Despite the arrest of the alleged Unabomber, who mail-bombed colleges and professors, universities in the United States are continuing to treat the threat of campus terrorism with extreme gravity.
The University of South Florida has brought forward final exams a week, after the campus newspaper received a letter threatening to kill a white female professor and blow up an administration building on April 29. The letter has gone to the FBI.
It demanded an apology to a former part-time professor,Ramadan Abdullah Shallah, who left Florida last spring and stunned ex-colleagues when he reemerged as the leader of the Middle East terrorist group Islamic Jihad.
The letter was signed by "The One, the Leader of the War Purgers", an unknown group, and made curious references to neo-Nazis as well as Mr Shallah.

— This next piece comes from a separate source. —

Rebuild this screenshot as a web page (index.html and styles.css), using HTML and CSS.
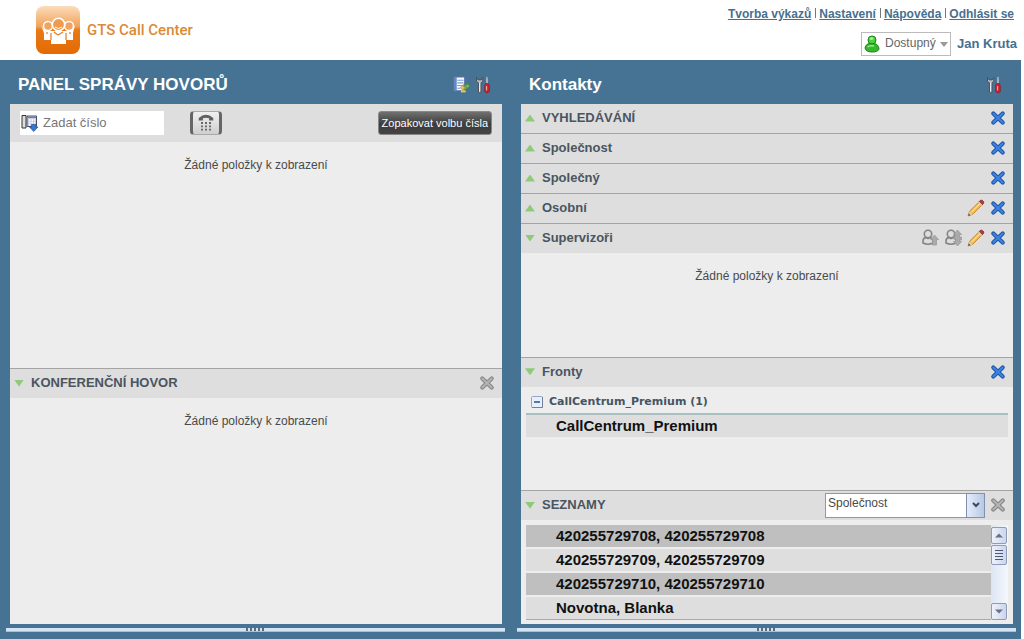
FILE: index.html
```html
<!DOCTYPE html>
<html lang="cs">
<head>
<meta charset="utf-8">
<meta name="viewport" content="width=device-width, initial-scale=1">
<title>GTS Call Center</title>
<link rel="stylesheet" href="styles.css">
</head>
<body>
<svg class="sprite" aria-hidden="true">
  <defs>
    <symbol id="cross" viewBox="0 0 16 16">
      <path d="M3.300 3.500 12.700 12.500M12.700 3.500 3.300 12.500" stroke="var(--edge)" stroke-width="4.200" stroke-linecap="round" fill="none"/>
      <path d="M3.300 3.500 12.700 12.500M12.700 3.500 3.300 12.500" stroke="var(--fill)" stroke-width="1.800" stroke-linecap="round" fill="none"/>
    </symbol>
    <symbol id="pencil" viewBox="0 0 18 18">
      <path d="M1 17 2.600 12.200 13 1.800Q14.500.600 16.200 2.200 17.200 3.600 16 5L5.600 15.400Z" fill="#f2b545" stroke="#b98434" stroke-width=".8"/>
      <path d="M4.500 13.200 13.400 4.300" stroke="#ffdc8a" stroke-width="1.300"/>
      <path d="M12.200 2.600 15.300 5.700 16.500 4.500Q17.200 3 15.900 1.900 14.700.8 13.400 1.400Z" fill="#a83c4a" stroke="#8a3040" stroke-width=".8"/>
      <path d="M11.600 3.200 14.700 6.300" stroke="#d8d5cf" stroke-width="1.200"/>
      <path d="M1 17 2.500 12.400 5.500 15.400Z" fill="#e5cfae"/>
      <path d="M1 17 1.800 14.300 3.700 16.200Z" fill="#5b5564"/>
    </symbol>
    <symbol id="tools" viewBox="0 0 16 18">
      <path d="M1.500 1.500V5L3.500 7V16.200Q4.700 17.400 5.900 16.200V7L7.800 5V1.500L6.300 3.900H3.100Z" fill="#bcc1c7" stroke="#4a4a50" stroke-width=".9"/>
      <path d="M4.700 7V15.500" stroke="#f3f3f3"/>
      <path d="M12 1V8" stroke="#cdd2d8" stroke-width="1.400"/>
      <circle cx="12" cy="2" r="1.200" fill="#8aa5b7"/>
      <path d="M10.500 7.500H13.500L14.400 10V15.500Q12 18.500 9.600 15.500V10Z" fill="#c92331" stroke="#7e2430" stroke-width=".7"/>
      <path d="M11.500 10V14.500" stroke="#f2a0a0" stroke-width="1.200"/>
    </symbol>
    <symbol id="person" viewBox="0 0 18 18">
      <circle cx="7" cy="5" r="3.700" fill="#ddd" stroke="#858585" stroke-width="1.600"/>
      <path d="M2 12Q2 8.800 5 8.600L7 9.700 9 8.600Q12 9 12 13V14Q7 16.500 2 14Z" fill="#ddd" stroke="#858585" stroke-width="1.600"/>
    </symbol>
  </defs>
</svg>

<header class="top">
  <div class="brand">
    <svg class="logo" viewBox="0 0 44 48" aria-hidden="true">
      <defs>
        <linearGradient id="orange" x2="0" y2="1">
          <stop offset="0" stop-color="#fbdcbc"/><stop offset=".42" stop-color="#f2a45c"/>
          <stop offset=".5" stop-color="#e97a16"/><stop offset="1" stop-color="#e36a04"/>
        </linearGradient>
      </defs>
      <rect width="44" height="48" rx="8" fill="url(#orange)"/>
      <path d="M5 19Q8 25 13 25H31Q36 25 39 19L37 27V34H30V38H15V34H8V27Z" fill="#fff"/>
      <circle cx="12" cy="20" r="4.500" fill="#f1a45f" stroke="#fff" stroke-width="1.500"/>
      <circle cx="33" cy="20" r="4.500" fill="#f1a45f" stroke="#fff" stroke-width="1.500"/>
      <circle cx="22.500" cy="18.500" r="6.200" fill="#ef9a4c" stroke="#fff" stroke-width="1.600"/>
      <path d="M15 27V34M30 27V34M18 26 22 29 27 26M11 26V28M34 26V28" stroke="#e9832a" stroke-width="1.300" fill="none"/>
      <path d="M19 21Q22.500 24 26 21" stroke="#fff" fill="none"/>
    </svg>
    <span class="brand-name">GTS Call Center</span>
  </div>
  <div class="account">
    <nav class="links">
      <a href="#">Tvorba výkazů</a><a href="#">Nastavení</a><a href="#">Nápověda</a><a href="#">Odhlásit se</a>
    </nav>
    <div class="user">
      <div class="status">
        <svg class="status-icon" viewBox="0 0 16 18" aria-hidden="true">
          <path d="M1 13Q2 8.500 6 8.500H10Q14.500 9 15 14 14 17 8 17T1 13Z" fill="#35b82c" stroke="#16831a"/>
          <circle cx="8" cy="5" r="4" fill="#4bd03b" stroke="#16831a"/>
          <ellipse cx="7.500" cy="3.600" rx="2" ry="1.300" fill="#a6f093"/>
          <path d="M3.500 12Q6 10 10 11" stroke="#9beb88" stroke-width="1.500" fill="none"/>
        </svg>
        <select class="status-select" aria-label="Stav"><option>Dostupný</option></select>
        <svg class="status-arrow" viewBox="0 0 8 5" aria-hidden="true"><path d="M0 0H8L4 5Z" fill="#999"/></svg>
      </div>
      <span class="user-name">Jan Kruta</span>
    </div>
  </div>
</header>

<main class="workspace">
  <section class="column">
    <div class="column-head">
      <h1>PANEL SPRÁVY HOVORŮ</h1>
      <div class="column-tools">
        <button class="icon-button" aria-label="Seznam hovorů">
          <svg class="icon" viewBox="0 0 17 17" aria-hidden="true">
            <path d="M1 1H11V14H1Z" fill="#f4f8fc" stroke="#5876a8"/>
            <path d="M1 1H3.500V14H1Z" fill="#6188c8"/>
            <path d="M4 4H10M4 6.500H10M4 9H9M4 11.500H7" stroke="#7f9fcb"/>
            <path d="M7 11 10 8V10H13V12H10V14Z" fill="#e9c75a" stroke="#9a8128" stroke-width=".6"/>
            <path d="M16 9.500 13 6.800V8.500H10.500V10.500H13V12.300Z" fill="#74b84e" stroke="#4d8130" stroke-width=".6"/>
            <path d="M7.500 14.500H12" stroke="#e9c75a" stroke-width="2"/>
          </svg>
        </button>
        <button class="icon-button" aria-label="Nástroje hovorů"><svg class="icon"><use href="#tools"/></svg></button>
      </div>
    </div>
    <div class="panel">
      <div class="toolbar">
        <label class="dial">
          <svg class="dial-icon" viewBox="0 0 18 18" aria-hidden="true">
            <path d="M1 1.500H5V14H1Z" fill="#ddd" stroke="#333"/>
            <path d="M6 2H15.500V12.500H6Z" fill="#c9d1e6" stroke="#444e68"/>
            <path d="M7 3.500H15" stroke="#717c99"/>
            <path d="M8 6H14M8 8.500H14M8 11H14" stroke="#fff" stroke-width="1.300" stroke-dasharray="1.500 1"/>
            <path d="M10.500 10.500H15V13H17L12.700 17.500 8.500 13H10.500Z" fill="#3977cf" stroke="#2356a0" stroke-width=".7"/>
          </svg>
          <input class="dial-input" type="text" placeholder="Zadat číslo" aria-label="Zadat číslo">
        </label>
        <button class="call-button" aria-label="Volat">
          <svg class="call-icon" viewBox="0 0 16 18" aria-hidden="true">
            <path d="M1.500 6.800V4.500Q8-1.500 14.500 4.500V6.800H10.800V4.800Q8 3.600 5.200 4.800V6.800Z" fill="#606060"/>
            <path d="M3.500 9H12.500M3.500 12H12.500M3.500 15H12.500" stroke="#686868" stroke-width="1.600" stroke-dasharray="1.800 1.800"/>
          </svg>
        </button>
        <button class="redial">Zopakovat volbu čísla</button>
      </div>
      <div class="content"><p class="empty">Žádné položky k zobrazení</p></div>
      <div class="bar ruled">
        <button class="toggle"><span class="arrow down"></span>KONFERENČNÍ HOVOR</button>
        <button class="icon-button" aria-label="Ukončit konferenci"><svg class="close muted"><use href="#cross"/></svg></button>
      </div>
      <div class="content"><p class="empty">Žádné položky k zobrazení</p></div>
    </div>
    <div class="splitter"><span class="grip"></span></div>
  </section>

  <section class="column">
    <div class="column-head">
      <h1>Kontakty</h1>
      <div class="column-tools">
        <button class="icon-button" aria-label="Nástroje kontaktů"><svg class="icon"><use href="#tools"/></svg></button>
      </div>
    </div>
    <div class="panel">
      <div class="bar">
        <button class="toggle"><span class="arrow"></span>VYHLEDÁVÁNÍ</button>
        <button class="icon-button" aria-label="Zavřít Vyhledávání"><svg class="close"><use href="#cross"/></svg></button>
      </div>
      <div class="bar ruled">
        <button class="toggle"><span class="arrow"></span>Společnost</button>
        <button class="icon-button" aria-label="Zavřít Společnost"><svg class="close"><use href="#cross"/></svg></button>
      </div>
      <div class="bar ruled">
        <button class="toggle"><span class="arrow"></span>Společný</button>
        <button class="icon-button" aria-label="Zavřít Společný"><svg class="close"><use href="#cross"/></svg></button>
      </div>
      <div class="bar ruled">
        <button class="toggle"><span class="arrow"></span>Osobní</button>
        <button class="icon-button" aria-label="Upravit Osobní"><svg class="icon"><use href="#pencil"/></svg></button>
        <button class="icon-button" aria-label="Zavřít Osobní"><svg class="close"><use href="#cross"/></svg></button>
      </div>
      <div class="bar ruled">
        <button class="toggle"><span class="arrow down"></span>Supervizoři</button>
        <button class="icon-button" aria-label="Přidat osobu">
          <svg class="icon" viewBox="0 0 18 18"><use href="#person" width="18" height="18"/><path d="M13.500 6 17.500 10.500H15.500V16H11.500V10.500H9.500Z" fill="#aaa" stroke="#969696" stroke-width=".7"/></svg>
        </button>
        <button class="icon-button" aria-label="Přesunout osobu">
          <svg class="icon" viewBox="0 0 18 18"><use href="#person" width="18" height="18"/><path d="M13.500 1 17.500 5.500H15.500V8H17.500V11H15.500V12.500H17.500L13.500 17 9.500 12.500H11.500V10H9.500V8H11.500V5.500H9.500Z" fill="#aaa" stroke="#969696" stroke-width=".7"/></svg>
        </button>
        <button class="icon-button" aria-label="Upravit Supervizoři"><svg class="icon"><use href="#pencil"/></svg></button>
        <button class="icon-button" aria-label="Zavřít Supervizoři"><svg class="close"><use href="#cross"/></svg></button>
      </div>
      <div class="content"><p class="empty">Žádné položky k zobrazení</p></div>
      <div class="bar ruled">
        <button class="toggle"><span class="arrow down"></span>Fronty</button>
        <button class="icon-button" aria-label="Zavřít Fronty"><svg class="close"><use href="#cross"/></svg></button>
      </div>
      <div class="content queues">
        <button class="group">
          <svg class="collapse" viewBox="0 0 12 12" aria-hidden="true"><rect x=".5" y=".5" width="11" height="11" rx="1" fill="#e9effa" stroke="#94a7c7"/><path d="M11.500 1V11.500H1" stroke="#6b7fa6" fill="none"/><path d="M3 6H9" stroke="#31589e" stroke-width="1.600"/></svg>
          CallCentrum_Premium (1)
        </button>
        <div class="entry">CallCentrum_Premium</div>
      </div>
      <div class="bar ruled">
        <button class="toggle"><span class="arrow down"></span>SEZNAMY</button>
        <div class="list-picker">
          <select class="list-select" aria-label="Seznam"><option>Společnost</option></select>
          <span class="list-drop"><svg class="chevron" viewBox="0 0 8 6" aria-hidden="true"><path d="M1 1 4 4 7 1" stroke="#3c4860" stroke-width="2" fill="none"/></svg></span>
        </div>
        <button class="icon-button" aria-label="Zavřít Seznamy"><svg class="close muted"><use href="#cross"/></svg></button>
      </div>
      <div class="content lists">
        <ul class="entries">
          <li class="entry">420255729708, 420255729708</li>
          <li class="entry">420255729709, 420255729709</li>
          <li class="entry">420255729710, 420255729710</li>
          <li class="entry">Novotna, Blanka</li>
        </ul>
        <div class="scrollbar">
          <button class="scroll-step" aria-label="Nahoru"><svg class="scroll-glyph" viewBox="0 0 8 5"><path d="M0 4.500 4 .5 8 4.500Z" fill="#66718b"/></svg></button>
          <div class="scroll-thumb"></div>
          <button class="scroll-step last" aria-label="Dolů"><svg class="scroll-glyph" viewBox="0 0 8 5"><path d="M0 .5 4 4.500 8 .5Z" fill="#66718b"/></svg></button>
        </div>
      </div>
    </div>
    <div class="splitter"><span class="grip"></span></div>
  </section>
</main>
</body>
</html>
```
FILE: styles.css
```css
* { box-sizing: border-box; }

body {
  margin: 0;
  min-height: 100vh;
  display: flex;
  flex-direction: column;
  background: #fff;
  color: #4a4a4a;
  font: 12px/16px "Liberation Sans", Arial, sans-serif;
}

button, input, select { font: inherit; color: inherit; }
button { margin: 0; padding: 0; border: 0; background: none; cursor: pointer; }
svg { display: block; }
.sprite { position: absolute; width: 0; height: 0; }

.top { display: flex; justify-content: space-between; height: 60px; padding: 6px 7px 0 36px; }
.brand { display: flex; align-items: center; gap: 7px; height: 48px; }
.logo { width: 44px; height: 48px; }
.brand-name { font: 500 15px/20px Roboto, "Liberation Sans", sans-serif; color: #dc8a35; }
.account { display: flex; flex-direction: column; align-items: flex-end; gap: 10px; }
.links { display: flex; padding-right: 3px; font-size: 12px; font-weight: bold; }
.links a { color: #47708f; }
.links a + a { margin-left: 4px; padding-left: 4px; background: linear-gradient(#777, #777) left 2px / 1px 10px no-repeat; }
.user { display: flex; align-items: center; gap: 6px; }
.user-name { color: #47708f; font-size: 13px; font-weight: bold; }
.status { display: grid; align-items: center; width: 90px; height: 24px; border: 1px solid #bbb; }
.status > * { grid-area: 1 / 1; }
.status-icon { width: 16px; height: 18px; margin-left: 2px; z-index: 1; pointer-events: none; }
.status-select { width: 100%; height: 22px; padding: 0 14px 3px 23px; border: 0; appearance: none; background: none; color: #666; }
.status-arrow { width: 8px; height: 5px; margin-right: 2px; justify-self: end; pointer-events: none; }

.workspace {
  flex: 1;
  display: grid;
  grid-template-columns: 1fr 1fr;
  gap: 12px;
  margin-right: 3px;
  padding: 0 5px 7px 6px;
  background: #467394;
}
.column { display: flex; flex-direction: column; }
.column-head { display: flex; align-items: center; justify-content: space-between; height: 44px; padding: 6px 13px 0 12px; }
.column-head h1 { margin: 0; color: #fff; font-size: 17px; line-height: 20px; }
.column-tools { display: flex; gap: 3px; }
.panel { flex: 1; display: flex; flex-direction: column; margin: 0 3px 0 4px; background: #ededed; }
.splitter { display: flex; justify-content: center; height: 4px; margin-top: 4px; background: #d3e3f3; border-bottom: 1px solid #a9c0d4; }
.grip { width: 20px; height: 3px; background: repeating-linear-gradient(90deg, #5c6b7a 0 2px, transparent 2px 4px); }

.toolbar { display: flex; align-items: center; height: 38px; padding: 0 10px; background: #dedede; }
.dial { display: flex; align-items: center; width: 144px; height: 24px; background: #fff; }
.dial-icon { flex: none; width: 18px; height: 18px; margin-left: 1px; }
.dial-input { min-width: 0; flex: 1; padding: 0 4px; border: 0; background: none; font-size: 13px; outline: 0; }
.dial-input::placeholder { color: #777; opacity: 1; }
.call-button {
  display: flex;
  align-items: center;
  justify-content: center;
  width: 32px;
  height: 24px;
  margin-left: 26px;
  border: solid #aaa;
  border-width: 1px 3px;
  border-color: #aaa #666;
  border-radius: 4px;
  background: linear-gradient(#f0f0f0, #cfcfcf);
}
.call-icon { flex: none; width: 18px; height: 20px; }
.redial {
  height: 24px;
  margin-left: auto;
  padding: 0 3px;
  border: 1px solid #888;
  border-radius: 3px;
  background: linear-gradient(#707070, #3c3c3c 55%, #444);
  color: #fff;
  font-size: 11px;
}

.bar { display: flex; align-items: center; flex: none; height: 29px; padding: 0 7px 1px 4px; background: #dedede; }
.bar.ruled { height: 30px; border-top: 1px solid #a4a4a4; }
.toggle { display: flex; align-items: center; gap: 7px; margin-right: auto; color: #4a5560; font-size: 13px; font-weight: bold; }
.arrow { width: 10px; height: 7px; background: #8fca78; clip-path: polygon(50% 0, 100% 100%, 0 100%); }
.arrow.down { clip-path: polygon(0 0, 100% 0, 50% 100%); }
.icon-button { margin-left: 5px; }
.column-tools .icon-button { margin-left: 0; }
.icon { width: 18px; height: 18px; }
.close { --edge: #2158a8; --fill: #3c86e6; width: 16px; height: 16px; }
.close.muted { --edge: #888; --fill: #b5b5b5; }

.content { flex: 1; }
.empty { margin: 15px 0; text-align: center; }
.queues { display: flow-root; padding: 0 5px; }
.group {
  display: flex;
  align-items: center;
  gap: 6px;
  width: 100%;
  height: 23px;
  margin-top: 5px;
  padding-left: 5px;
  border-bottom: 2px solid #a9bfc2;
  color: #465562;
  font: bold 11px/16px "DejaVu Sans", sans-serif;
}
.collapse { width: 12px; height: 12px; }
.entry { height: 22px; padding-left: 30px; background: #dedede; color: #111; font-size: 15px; font-weight: bold; line-height: 22px; }
.list-picker { display: grid; width: 160px; height: 25px; }
.list-picker > * { grid-area: 1 / 1; }
.list-select { width: 100%; padding: 0 20px 5px 2px; border: 1px solid #8e99a5; border-radius: 0; appearance: none; background: #fff; }
.list-drop {
  display: flex;
  align-items: center;
  justify-content: center;
  justify-self: end;
  width: 19px;
  border: 1px solid #7f91ad;
  background: linear-gradient(90deg, #e4ecfa, #b7c9e5);
  pointer-events: none;
}
.chevron { width: 8px; height: 6px; }
.lists { display: flex; align-items: flex-start; padding: 0 5px; }
.entries { flex: 1; display: grid; gap: 2px; margin: 5px 0 0; padding: 0; border-bottom: 1px solid #aaa; list-style: none; }
.entries .entry:nth-child(odd) { background: #bfbfbf; }
.scrollbar { display: flex; flex-direction: column; gap: 1px; width: 17px; height: 95px; margin-top: 5px; padding: 2px 1px 0 0; background: linear-gradient(90deg, #dde5f4, #f4f7fd); }
.scroll-step { display: flex; align-items: center; justify-content: center; height: 17px; border: 1px solid #8f9bb8; border-radius: 2px; background: linear-gradient(90deg, #eef2fb, #ccd6eb); }
.scroll-step.last { margin-top: auto; }
.scroll-glyph { width: 8px; height: 5px; }
.scroll-thumb {
  height: 20px;
  padding: 4px 3px;
  border: 1px solid #8f9bb8;
  border-radius: 2px;
  background: repeating-linear-gradient(#4c5878 0 1px, transparent 1px 3px) content-box, linear-gradient(90deg, #eef2fb, #ccd6eb);
}
```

It demanded that the "biased racist liberal American press" and the university apologise to Mr Shallah for "violating his freedoms and rights". It warned: "Make the public aware of our plight or else chaos, destruction, terror, panic, confusion and fear will ensue on campus."
Mr Shallah moved to Tampa, Florida, in 1991 after earning a doctorate in economics from Durham University the year before. He taught for two terms in the international studies department.
But since taking the leadership of Islamic Jihad, which has claimed responsibility for terrorist bombings in Israel, he has denounced the US in Arabic-language newspapers as "the empire of the biggest evil".